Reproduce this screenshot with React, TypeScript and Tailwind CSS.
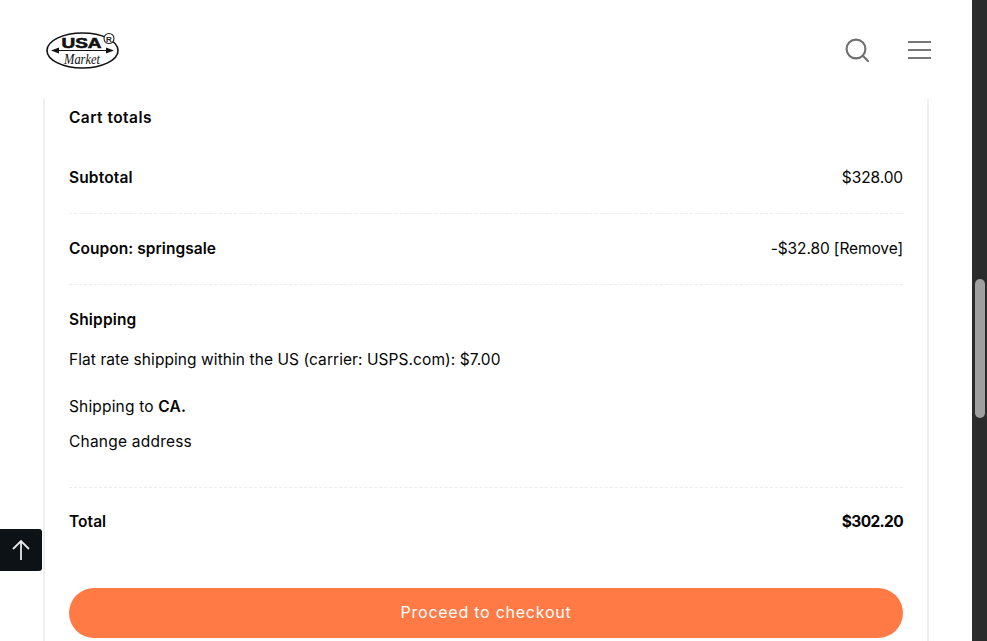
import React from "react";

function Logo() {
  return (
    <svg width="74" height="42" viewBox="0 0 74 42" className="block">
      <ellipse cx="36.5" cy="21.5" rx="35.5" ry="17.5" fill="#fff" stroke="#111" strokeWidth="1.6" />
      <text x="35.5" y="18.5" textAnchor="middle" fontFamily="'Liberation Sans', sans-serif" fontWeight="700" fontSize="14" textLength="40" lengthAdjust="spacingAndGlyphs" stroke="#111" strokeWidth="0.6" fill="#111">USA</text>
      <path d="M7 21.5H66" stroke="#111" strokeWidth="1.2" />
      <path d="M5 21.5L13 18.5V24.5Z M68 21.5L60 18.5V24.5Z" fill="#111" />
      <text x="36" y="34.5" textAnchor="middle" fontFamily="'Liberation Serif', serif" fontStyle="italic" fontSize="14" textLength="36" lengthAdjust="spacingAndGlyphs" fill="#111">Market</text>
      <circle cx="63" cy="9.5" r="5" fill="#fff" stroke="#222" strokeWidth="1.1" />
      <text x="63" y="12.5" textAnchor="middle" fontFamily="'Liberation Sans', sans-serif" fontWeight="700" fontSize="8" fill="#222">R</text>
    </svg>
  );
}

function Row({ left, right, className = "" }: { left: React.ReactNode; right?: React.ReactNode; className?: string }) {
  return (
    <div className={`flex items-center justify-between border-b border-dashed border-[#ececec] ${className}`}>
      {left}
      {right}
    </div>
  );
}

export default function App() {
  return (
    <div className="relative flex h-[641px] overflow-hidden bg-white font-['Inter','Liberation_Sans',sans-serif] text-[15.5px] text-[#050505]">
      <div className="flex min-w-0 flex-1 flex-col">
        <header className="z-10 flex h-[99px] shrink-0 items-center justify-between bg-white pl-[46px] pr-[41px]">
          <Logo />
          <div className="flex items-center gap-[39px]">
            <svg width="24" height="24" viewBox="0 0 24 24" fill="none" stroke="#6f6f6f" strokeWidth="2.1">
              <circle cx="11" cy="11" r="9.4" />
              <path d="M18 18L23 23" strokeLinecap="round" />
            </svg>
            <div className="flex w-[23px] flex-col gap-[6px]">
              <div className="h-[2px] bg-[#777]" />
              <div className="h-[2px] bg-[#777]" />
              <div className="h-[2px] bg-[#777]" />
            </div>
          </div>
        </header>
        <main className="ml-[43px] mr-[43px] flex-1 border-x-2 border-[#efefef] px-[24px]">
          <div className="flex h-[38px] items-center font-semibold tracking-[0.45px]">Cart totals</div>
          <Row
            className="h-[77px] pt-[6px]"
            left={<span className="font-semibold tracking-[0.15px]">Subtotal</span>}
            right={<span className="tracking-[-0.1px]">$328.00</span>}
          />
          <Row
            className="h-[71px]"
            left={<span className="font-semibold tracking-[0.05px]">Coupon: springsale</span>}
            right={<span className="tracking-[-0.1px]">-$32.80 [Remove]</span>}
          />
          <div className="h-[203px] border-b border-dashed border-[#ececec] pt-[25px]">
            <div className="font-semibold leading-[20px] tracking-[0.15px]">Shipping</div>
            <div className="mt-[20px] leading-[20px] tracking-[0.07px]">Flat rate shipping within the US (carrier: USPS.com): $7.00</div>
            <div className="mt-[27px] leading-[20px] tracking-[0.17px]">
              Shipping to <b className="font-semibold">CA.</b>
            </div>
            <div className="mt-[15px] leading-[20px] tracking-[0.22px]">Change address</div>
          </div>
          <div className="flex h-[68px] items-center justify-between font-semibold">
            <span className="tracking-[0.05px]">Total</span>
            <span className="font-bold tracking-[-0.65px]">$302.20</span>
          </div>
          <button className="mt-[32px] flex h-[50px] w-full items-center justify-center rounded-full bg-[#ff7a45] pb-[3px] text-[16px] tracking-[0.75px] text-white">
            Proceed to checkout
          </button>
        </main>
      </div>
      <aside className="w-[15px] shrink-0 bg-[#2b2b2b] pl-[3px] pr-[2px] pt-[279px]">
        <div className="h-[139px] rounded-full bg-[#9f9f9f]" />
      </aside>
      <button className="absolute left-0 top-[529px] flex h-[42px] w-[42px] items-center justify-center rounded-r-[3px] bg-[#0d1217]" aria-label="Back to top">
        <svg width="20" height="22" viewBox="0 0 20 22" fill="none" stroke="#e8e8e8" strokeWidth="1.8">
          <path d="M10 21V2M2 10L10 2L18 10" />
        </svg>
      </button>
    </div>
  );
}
──────────
▶ [YOUR INSTRUCTIONS]
Starting at the first line of the material, output exactly the lines up to and including the one with "import React from". Do not include the pictures.

▶ [REPLY TO THE EXERCISE]
Reproduce this screenshot with React, TypeScript and Tailwind CSS.
import React from "react";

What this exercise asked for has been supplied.